--- Instructions to follow ---
Below are the records; collect from them each line containing the string "screenshot".
# Supplied data start
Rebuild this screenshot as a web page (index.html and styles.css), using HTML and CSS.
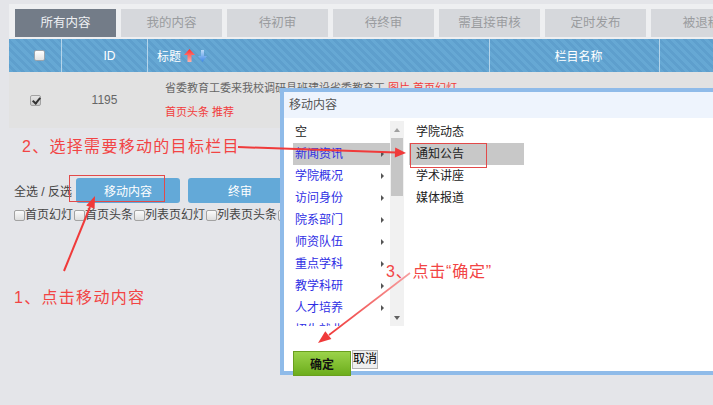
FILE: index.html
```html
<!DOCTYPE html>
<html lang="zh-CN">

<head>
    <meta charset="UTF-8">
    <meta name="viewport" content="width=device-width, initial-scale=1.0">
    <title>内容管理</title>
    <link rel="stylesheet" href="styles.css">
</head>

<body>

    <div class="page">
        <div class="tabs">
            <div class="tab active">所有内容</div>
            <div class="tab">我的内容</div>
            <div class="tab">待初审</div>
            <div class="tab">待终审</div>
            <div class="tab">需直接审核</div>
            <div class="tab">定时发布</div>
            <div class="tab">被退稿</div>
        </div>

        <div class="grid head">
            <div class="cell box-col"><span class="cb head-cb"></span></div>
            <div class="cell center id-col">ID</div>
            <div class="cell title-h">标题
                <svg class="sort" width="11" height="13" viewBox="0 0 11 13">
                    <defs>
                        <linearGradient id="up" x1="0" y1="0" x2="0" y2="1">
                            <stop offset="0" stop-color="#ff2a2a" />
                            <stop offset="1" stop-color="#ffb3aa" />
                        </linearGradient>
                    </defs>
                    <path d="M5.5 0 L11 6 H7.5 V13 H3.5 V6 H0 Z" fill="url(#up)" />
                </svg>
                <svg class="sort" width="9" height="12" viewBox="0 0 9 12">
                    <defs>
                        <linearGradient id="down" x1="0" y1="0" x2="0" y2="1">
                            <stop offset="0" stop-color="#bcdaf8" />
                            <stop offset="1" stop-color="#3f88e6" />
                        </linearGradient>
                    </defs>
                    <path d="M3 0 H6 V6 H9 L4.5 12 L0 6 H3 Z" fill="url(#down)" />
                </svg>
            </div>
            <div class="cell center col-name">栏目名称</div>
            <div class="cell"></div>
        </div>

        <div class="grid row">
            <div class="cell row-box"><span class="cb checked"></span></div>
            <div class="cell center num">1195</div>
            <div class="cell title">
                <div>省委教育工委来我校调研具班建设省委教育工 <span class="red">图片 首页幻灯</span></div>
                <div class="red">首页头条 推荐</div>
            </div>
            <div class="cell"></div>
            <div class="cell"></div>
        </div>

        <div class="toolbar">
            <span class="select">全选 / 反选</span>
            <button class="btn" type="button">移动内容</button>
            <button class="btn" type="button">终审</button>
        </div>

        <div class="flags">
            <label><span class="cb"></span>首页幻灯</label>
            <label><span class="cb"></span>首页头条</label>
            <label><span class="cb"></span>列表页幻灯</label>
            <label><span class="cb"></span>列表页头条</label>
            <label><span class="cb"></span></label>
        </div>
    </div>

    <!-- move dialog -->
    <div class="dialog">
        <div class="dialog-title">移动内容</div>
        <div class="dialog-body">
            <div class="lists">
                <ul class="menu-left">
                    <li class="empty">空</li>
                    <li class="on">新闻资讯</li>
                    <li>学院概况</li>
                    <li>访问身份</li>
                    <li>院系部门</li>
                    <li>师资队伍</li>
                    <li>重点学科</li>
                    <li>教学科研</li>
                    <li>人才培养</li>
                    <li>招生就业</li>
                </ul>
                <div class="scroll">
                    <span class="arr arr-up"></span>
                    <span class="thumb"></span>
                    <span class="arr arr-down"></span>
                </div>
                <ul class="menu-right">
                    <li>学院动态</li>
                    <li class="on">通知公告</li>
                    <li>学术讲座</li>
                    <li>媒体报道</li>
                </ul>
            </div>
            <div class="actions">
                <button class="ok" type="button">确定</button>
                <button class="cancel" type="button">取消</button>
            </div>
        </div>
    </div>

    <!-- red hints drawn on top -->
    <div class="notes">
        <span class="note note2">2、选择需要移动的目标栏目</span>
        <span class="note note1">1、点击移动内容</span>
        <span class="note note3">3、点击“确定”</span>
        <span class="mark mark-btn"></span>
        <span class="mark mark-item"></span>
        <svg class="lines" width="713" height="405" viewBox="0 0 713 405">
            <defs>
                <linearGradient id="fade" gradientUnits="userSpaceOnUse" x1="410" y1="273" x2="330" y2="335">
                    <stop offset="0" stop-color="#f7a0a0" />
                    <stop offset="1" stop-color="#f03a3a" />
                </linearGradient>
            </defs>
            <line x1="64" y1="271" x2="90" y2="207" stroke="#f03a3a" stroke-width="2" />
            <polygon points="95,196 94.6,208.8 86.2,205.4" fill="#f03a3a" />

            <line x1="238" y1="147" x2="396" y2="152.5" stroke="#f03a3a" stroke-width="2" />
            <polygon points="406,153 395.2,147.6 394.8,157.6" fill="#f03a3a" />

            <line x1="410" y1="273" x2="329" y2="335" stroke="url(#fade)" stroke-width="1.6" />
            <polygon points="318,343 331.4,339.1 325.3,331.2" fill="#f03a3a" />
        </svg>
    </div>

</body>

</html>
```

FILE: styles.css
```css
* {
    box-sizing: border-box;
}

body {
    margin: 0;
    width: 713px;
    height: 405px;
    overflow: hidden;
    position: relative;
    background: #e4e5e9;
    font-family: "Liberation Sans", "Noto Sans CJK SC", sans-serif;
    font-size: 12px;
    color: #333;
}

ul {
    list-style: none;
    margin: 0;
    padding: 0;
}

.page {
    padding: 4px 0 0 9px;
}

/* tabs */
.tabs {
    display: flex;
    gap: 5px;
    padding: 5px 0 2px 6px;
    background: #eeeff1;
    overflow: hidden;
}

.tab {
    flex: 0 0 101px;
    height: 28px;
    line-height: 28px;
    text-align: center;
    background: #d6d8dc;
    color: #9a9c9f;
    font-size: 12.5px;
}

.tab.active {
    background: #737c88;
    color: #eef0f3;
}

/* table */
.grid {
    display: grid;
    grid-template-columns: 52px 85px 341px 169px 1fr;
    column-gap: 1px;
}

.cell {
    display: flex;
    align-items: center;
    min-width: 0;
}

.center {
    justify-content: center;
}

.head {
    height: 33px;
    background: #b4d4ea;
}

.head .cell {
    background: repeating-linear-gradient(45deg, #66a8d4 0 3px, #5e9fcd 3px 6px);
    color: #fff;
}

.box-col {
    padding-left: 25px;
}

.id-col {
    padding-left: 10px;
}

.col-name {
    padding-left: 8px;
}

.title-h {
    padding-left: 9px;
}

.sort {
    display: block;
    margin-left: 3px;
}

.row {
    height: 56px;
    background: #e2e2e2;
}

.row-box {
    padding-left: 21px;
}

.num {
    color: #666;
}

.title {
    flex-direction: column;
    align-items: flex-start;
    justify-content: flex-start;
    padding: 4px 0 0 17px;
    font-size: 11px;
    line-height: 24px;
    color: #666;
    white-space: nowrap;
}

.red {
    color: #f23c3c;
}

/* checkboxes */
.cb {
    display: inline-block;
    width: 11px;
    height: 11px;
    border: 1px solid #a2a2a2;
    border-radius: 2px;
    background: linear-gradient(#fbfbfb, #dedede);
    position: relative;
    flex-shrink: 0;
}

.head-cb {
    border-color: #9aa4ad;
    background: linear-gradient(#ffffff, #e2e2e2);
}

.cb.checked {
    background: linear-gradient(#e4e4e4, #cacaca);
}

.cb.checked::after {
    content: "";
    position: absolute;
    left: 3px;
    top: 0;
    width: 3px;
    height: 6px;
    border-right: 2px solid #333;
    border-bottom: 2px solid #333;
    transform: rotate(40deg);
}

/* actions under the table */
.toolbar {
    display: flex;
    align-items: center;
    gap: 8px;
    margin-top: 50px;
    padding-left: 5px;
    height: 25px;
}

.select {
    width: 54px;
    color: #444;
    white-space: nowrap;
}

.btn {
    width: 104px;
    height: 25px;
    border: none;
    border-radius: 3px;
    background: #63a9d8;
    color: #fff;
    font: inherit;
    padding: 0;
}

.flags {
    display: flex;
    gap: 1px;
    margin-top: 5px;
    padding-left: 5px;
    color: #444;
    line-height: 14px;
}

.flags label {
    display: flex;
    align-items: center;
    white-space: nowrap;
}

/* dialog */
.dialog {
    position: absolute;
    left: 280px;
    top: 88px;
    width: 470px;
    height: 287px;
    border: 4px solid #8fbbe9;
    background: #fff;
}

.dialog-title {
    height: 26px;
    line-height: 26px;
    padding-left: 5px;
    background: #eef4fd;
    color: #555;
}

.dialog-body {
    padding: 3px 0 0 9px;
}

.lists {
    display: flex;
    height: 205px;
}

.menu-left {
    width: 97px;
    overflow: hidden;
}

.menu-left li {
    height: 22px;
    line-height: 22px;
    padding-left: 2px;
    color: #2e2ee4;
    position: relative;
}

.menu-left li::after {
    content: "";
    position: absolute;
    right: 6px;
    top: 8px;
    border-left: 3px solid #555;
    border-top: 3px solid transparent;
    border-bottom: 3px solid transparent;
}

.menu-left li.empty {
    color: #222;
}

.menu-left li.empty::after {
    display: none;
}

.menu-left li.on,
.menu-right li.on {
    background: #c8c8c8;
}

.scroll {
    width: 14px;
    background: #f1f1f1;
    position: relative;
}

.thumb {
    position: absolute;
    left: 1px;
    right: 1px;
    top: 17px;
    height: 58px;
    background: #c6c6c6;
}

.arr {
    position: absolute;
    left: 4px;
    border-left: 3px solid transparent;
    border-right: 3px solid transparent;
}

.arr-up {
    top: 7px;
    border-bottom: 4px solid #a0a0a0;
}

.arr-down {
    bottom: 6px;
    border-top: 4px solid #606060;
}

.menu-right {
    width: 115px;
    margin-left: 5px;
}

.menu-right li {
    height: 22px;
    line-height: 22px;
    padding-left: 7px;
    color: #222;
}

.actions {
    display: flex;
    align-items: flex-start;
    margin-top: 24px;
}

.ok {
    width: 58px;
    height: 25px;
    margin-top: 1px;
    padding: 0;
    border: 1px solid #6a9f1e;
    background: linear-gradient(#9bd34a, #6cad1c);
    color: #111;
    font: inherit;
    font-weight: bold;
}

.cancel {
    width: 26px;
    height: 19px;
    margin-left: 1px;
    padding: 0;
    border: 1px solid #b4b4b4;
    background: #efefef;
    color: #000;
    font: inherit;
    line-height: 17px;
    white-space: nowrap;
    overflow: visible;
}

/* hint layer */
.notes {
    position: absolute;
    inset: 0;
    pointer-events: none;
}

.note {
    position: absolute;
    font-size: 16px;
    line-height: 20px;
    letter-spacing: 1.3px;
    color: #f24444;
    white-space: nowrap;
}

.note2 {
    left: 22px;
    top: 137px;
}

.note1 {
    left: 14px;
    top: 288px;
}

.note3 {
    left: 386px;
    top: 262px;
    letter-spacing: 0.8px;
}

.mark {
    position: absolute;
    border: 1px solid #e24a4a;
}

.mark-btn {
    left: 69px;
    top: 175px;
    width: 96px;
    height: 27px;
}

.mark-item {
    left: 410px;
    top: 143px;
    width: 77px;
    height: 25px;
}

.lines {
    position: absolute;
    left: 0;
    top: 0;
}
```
# Supplied data end
# Supplied data start
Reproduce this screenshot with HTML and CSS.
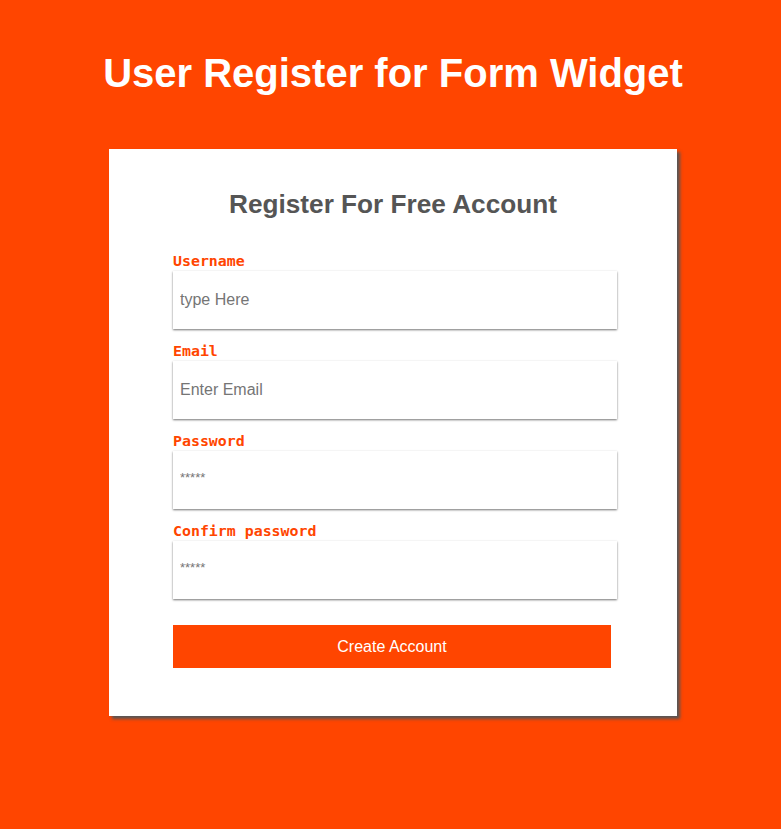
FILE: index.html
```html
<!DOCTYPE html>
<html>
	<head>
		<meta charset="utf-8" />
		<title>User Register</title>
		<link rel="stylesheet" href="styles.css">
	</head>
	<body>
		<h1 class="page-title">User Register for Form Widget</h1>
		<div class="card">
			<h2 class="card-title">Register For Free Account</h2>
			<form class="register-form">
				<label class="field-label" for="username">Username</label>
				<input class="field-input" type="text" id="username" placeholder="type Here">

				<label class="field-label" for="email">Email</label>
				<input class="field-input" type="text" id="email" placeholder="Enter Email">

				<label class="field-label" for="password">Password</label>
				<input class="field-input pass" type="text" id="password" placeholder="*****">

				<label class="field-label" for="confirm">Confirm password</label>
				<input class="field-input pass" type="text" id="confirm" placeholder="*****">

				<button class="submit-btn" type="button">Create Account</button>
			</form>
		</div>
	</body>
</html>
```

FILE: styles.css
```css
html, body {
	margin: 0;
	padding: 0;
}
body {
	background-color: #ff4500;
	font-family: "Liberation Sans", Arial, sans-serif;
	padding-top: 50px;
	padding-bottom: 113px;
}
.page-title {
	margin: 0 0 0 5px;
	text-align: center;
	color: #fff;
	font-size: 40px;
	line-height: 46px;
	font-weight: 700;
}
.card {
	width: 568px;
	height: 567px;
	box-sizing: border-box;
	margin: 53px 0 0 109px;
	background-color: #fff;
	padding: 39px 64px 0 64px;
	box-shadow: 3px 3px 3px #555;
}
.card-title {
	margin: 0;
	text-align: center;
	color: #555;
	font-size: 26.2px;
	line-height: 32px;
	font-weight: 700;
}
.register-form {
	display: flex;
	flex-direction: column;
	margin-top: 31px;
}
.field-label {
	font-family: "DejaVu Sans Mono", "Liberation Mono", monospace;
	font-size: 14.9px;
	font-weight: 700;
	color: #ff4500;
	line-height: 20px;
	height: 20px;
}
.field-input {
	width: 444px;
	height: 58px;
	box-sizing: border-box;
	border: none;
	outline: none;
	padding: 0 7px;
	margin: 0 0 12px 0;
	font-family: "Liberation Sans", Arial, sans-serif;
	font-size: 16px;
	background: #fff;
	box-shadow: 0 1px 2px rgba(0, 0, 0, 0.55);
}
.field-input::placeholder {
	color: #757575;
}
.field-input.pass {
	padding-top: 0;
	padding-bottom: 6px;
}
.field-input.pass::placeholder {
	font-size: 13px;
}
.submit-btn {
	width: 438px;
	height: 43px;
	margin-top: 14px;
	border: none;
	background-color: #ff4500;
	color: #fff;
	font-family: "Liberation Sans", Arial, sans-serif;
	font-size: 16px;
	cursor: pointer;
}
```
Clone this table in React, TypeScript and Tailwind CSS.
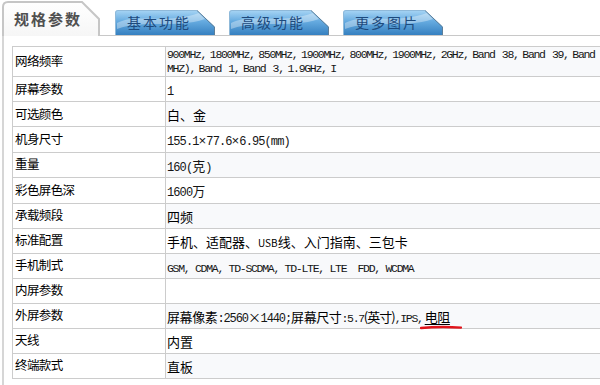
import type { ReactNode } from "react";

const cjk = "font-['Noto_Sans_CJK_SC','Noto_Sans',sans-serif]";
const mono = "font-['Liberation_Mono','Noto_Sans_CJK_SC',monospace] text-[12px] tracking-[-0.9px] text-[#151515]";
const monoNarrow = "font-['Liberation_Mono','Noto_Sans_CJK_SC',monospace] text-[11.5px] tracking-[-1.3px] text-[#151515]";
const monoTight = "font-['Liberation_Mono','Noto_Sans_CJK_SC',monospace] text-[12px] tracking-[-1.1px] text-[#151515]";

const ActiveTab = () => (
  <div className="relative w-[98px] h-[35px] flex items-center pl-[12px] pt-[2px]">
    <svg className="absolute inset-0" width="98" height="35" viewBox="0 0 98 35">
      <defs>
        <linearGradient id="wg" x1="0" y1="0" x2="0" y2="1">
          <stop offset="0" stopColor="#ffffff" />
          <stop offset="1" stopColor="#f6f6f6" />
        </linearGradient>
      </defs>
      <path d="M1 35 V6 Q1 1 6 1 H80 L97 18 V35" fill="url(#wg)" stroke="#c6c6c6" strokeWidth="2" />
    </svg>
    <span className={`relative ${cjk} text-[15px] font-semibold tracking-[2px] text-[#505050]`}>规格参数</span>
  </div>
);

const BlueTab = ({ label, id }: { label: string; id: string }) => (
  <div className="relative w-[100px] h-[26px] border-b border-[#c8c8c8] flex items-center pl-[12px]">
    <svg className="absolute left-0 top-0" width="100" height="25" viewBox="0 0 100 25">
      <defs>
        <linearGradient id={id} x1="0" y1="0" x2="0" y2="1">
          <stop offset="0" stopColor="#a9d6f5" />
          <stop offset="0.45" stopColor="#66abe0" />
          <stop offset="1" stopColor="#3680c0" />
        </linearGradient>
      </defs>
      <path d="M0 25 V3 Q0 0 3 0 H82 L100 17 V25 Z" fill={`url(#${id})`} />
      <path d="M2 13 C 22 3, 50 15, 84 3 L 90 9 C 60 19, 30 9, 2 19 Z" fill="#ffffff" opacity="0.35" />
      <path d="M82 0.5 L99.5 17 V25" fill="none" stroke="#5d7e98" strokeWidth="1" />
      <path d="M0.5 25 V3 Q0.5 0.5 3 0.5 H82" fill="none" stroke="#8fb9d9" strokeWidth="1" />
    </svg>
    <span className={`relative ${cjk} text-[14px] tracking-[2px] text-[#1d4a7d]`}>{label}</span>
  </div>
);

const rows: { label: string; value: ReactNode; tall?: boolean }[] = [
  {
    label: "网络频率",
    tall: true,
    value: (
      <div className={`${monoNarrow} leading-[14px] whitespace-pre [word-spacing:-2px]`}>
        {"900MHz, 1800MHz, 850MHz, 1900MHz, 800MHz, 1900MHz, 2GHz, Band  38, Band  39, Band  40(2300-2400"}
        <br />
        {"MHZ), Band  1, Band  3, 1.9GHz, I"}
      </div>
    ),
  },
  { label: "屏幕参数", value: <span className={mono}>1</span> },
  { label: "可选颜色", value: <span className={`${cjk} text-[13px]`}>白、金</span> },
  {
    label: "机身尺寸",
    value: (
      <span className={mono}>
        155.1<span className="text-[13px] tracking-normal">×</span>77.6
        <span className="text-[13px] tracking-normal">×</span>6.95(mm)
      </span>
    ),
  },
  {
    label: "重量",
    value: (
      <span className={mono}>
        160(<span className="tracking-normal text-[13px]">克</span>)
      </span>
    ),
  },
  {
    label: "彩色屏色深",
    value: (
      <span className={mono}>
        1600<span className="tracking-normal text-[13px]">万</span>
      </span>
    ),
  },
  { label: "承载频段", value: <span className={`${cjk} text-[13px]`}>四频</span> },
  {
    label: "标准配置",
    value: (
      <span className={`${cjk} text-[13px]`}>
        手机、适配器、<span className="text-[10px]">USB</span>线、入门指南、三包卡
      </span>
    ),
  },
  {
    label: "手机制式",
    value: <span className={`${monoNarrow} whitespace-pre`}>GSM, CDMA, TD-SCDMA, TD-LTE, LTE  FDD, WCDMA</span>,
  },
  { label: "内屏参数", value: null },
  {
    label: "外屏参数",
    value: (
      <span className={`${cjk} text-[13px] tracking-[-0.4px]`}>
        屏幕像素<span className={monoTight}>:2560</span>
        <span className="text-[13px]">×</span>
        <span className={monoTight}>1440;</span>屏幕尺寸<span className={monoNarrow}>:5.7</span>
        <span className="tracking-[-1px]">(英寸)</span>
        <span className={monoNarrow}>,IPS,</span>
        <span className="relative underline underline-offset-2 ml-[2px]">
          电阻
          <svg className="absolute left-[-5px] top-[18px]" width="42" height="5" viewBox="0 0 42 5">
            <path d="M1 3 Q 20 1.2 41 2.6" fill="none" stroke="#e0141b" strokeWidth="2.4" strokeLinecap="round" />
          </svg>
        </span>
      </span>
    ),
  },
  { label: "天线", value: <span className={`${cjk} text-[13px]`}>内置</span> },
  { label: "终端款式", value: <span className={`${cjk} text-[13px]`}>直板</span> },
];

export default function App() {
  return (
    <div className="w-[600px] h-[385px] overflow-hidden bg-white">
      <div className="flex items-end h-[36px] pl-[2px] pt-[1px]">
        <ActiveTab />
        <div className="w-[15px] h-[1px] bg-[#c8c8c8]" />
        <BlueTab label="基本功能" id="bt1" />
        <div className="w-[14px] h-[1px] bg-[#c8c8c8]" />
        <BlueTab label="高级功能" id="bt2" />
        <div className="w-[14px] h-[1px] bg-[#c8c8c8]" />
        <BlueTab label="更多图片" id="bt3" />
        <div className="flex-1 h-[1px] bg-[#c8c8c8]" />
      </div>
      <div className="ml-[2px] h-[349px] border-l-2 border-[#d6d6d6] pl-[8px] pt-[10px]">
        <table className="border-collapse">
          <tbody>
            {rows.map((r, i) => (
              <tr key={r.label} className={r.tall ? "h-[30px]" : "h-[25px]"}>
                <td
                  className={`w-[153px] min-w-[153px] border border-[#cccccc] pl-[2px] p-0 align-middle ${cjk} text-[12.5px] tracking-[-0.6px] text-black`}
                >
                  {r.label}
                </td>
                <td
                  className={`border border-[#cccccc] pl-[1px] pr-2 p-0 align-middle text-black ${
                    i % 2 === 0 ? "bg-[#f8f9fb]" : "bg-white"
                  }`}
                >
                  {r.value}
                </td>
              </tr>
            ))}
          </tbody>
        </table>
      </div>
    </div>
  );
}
# Supplied data end
--- Final result ---
Rebuild this screenshot as a web page (index.html and styles.css), using HTML and CSS.
Reproduce this screenshot with HTML and CSS.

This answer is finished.